В самом деле, смерть принимается за конечную истину всех истин тогда, когда человек мерит все на свете замкнутой одиночностью своей собственной жизни. Человечество знает, однако, и совсем иные измерения: мудростью тех, кто спаян со своим родом, племенем, страной, с общим делом или призванием, издавна был взгляд на все сущее из бесконечности Жизни, в которой смерть, как гибель библейского зерна, – момент трагический, но включенный в круговорот вечного умирания и воскресения.
«Смыслоутрата», выведенная «посторонним» у Камю из смертности всех живущих, следовательно, сама по себе исторична. Она есть домашний дух внушившего ее общества, его исчадие, его философический ангел-хранитель и бес одновременно. Посягая на выпотрошенные установления окружающего мироуклада, Камю, подобно раннему Мальро с его самоутверждающимися через дело «завоевателями», сохраняет в неприкосновенности нравственную начинку этого уклада, где других – ближних и дальних – склонны во внимание не принимать, точнее рассматривать не как личностей, а исключительно орудийно: как помеху или помощь при удовлетворении своей потребности. В конце концов судьи «чужака», прихлопнувшего случайного встречного так, будто это назойливая муха, и в самом деле преувеличивают, усмотрев в неосторожном нарушителе ритуала заклятого врага – вот уж, что называется, у страха глаза велики. Ведь он – ягода с возделанной ими грядки.

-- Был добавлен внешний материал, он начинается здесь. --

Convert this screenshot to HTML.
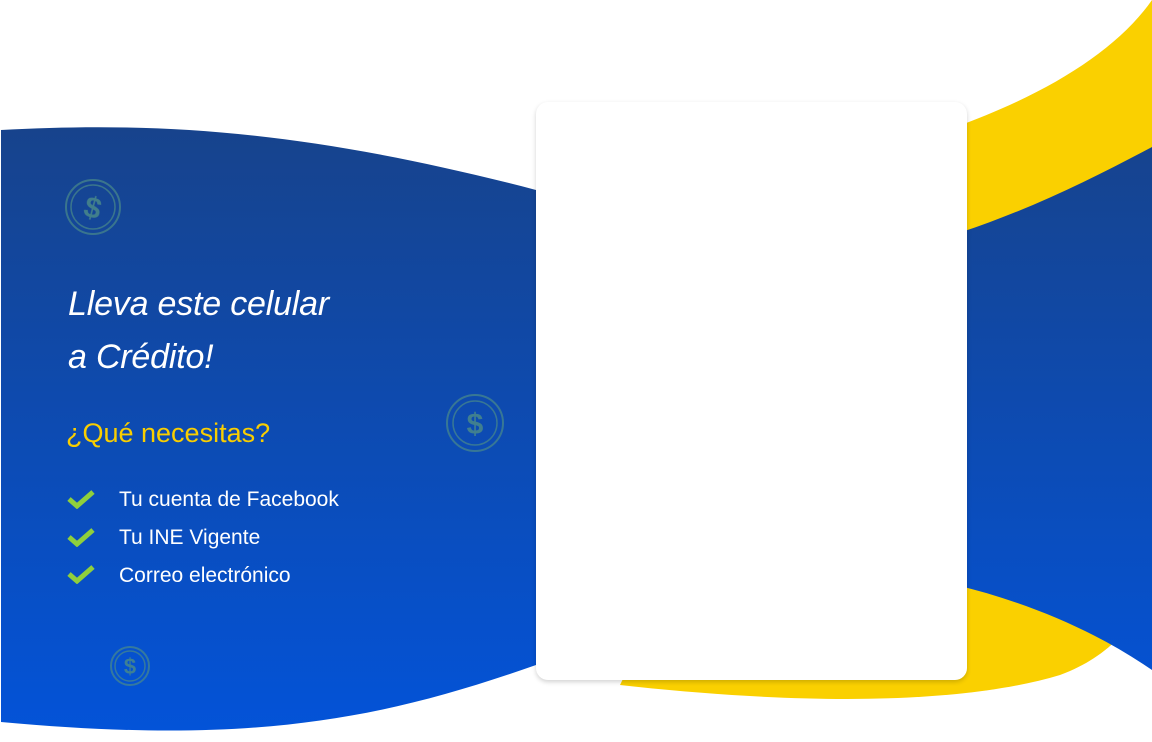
<!DOCTYPE html>
<html><head><meta charset="utf-8"><style>
html,body{margin:0;padding:0;width:1152px;height:742px;overflow:hidden;background:#fff;font-family:"Liberation Sans",sans-serif}
svg.bg{position:absolute;left:0;top:0}
.card{position:absolute;left:536px;top:102px;width:431px;height:578px;background:#fff;border-radius:12px;box-shadow:0 2px 5px rgba(0,0,0,.18)}
h1{position:absolute;left:68px;top:278px;margin:0;font-style:italic;font-weight:normal;font-size:34px;line-height:53px;color:#fff;letter-spacing:-0.2px}
.q{position:absolute;left:66px;top:418px;font-size:27px;color:#f9ce00}
.li{position:absolute;left:119px;font-size:21px;color:#fff}
.ck{position:absolute;left:67px}
</style></head><body>
<svg class="bg" width="1152" height="742" viewBox="0 0 1152 742">
<defs><linearGradient id="g" x1="0" y1="0" x2="0" y2="1"><stop offset="0" stop-color="#17438c"/><stop offset="1" stop-color="#0353d8"/></linearGradient></defs>
<path d="M1152 0 L1152 200 L900 260 L900 145 C1020 110 1110 60 1152 0Z" fill="#fad000"/>
<path d="M700 520 L1152 520 L1152 600 C1120 640 1100 660 1060 675 C960 705 800 705 620 685Z" fill="#fad000"/>
<path d="M1 130 C150 122 300 128 536 190 L900 250 C1000 225 1080 185 1152 147 L1152 670 C1050 600 920 565 760 560 L536 665 C380 720 250 745 1 722Z" fill="url(#g)"/>
<g fill="none" stroke="#4a8a8a" stroke-width="2" opacity=".7">
<circle cx="93" cy="207" r="27"/><circle cx="93" cy="207" r="22" stroke-width="1.5"/>
<circle cx="475" cy="423" r="28"/><circle cx="475" cy="423" r="22" stroke-width="1.5"/>
<circle cx="130" cy="666" r="19"/><circle cx="130" cy="666" r="15" stroke-width="1.5"/>
</g>
<g fill="#4a8a8a" opacity=".85" font-family="Liberation Sans" font-weight="bold" text-anchor="middle">
<text x="93" y="218" font-size="30" transform="rotate(15 93 207)">$</text>
<text x="475" y="434" font-size="30">$</text>
<text x="130" y="674" font-size="22">$</text>
</g>
</svg>
<div class="card"></div>
<h1>Lleva este celular<br>a Crédito!</h1>
<div class="q">¿Qué necesitas?</div>
<svg class="ck" style="top:489px" width="28" height="20"><path d="M2 10 L10 17 L26 3" stroke="#8fcf3c" stroke-width="5" fill="none"/></svg>
<svg class="ck" style="top:527px" width="28" height="20"><path d="M2 10 L10 17 L26 3" stroke="#8fcf3c" stroke-width="5" fill="none"/></svg>
<svg class="ck" style="top:564px" width="28" height="20"><path d="M2 10 L10 17 L26 3" stroke="#8fcf3c" stroke-width="5" fill="none"/></svg>
<div class="li" style="top:488px">Tu cuenta de Facebook</div>
<div class="li" style="top:526px">Tu INE Vigente</div>
<div class="li" style="top:564px">Correo electrónico</div>
</body></html>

Без сомнения, у Камю предостаточно яростного остроумия в развенчании казенной мертвечины, с тупым упорством давящей живую жизнь. Ему не занимать ни искренности, ни исполненной серьезности тяги ко всему, что восстает против подделок и не ведает пугливого самооскопления. Все это побуждает прислушаться к прозвучавшему в «Постороннем» вовсе не праздному беспокойству по поводу оскудения гражданственности, промотавшей свою душу и полагающей, что она тем успешнее повергает в священный трепет и обеспечивает здоровую нравственность, чем сильнее сотрясает воздух, бряцая затверженными прописями.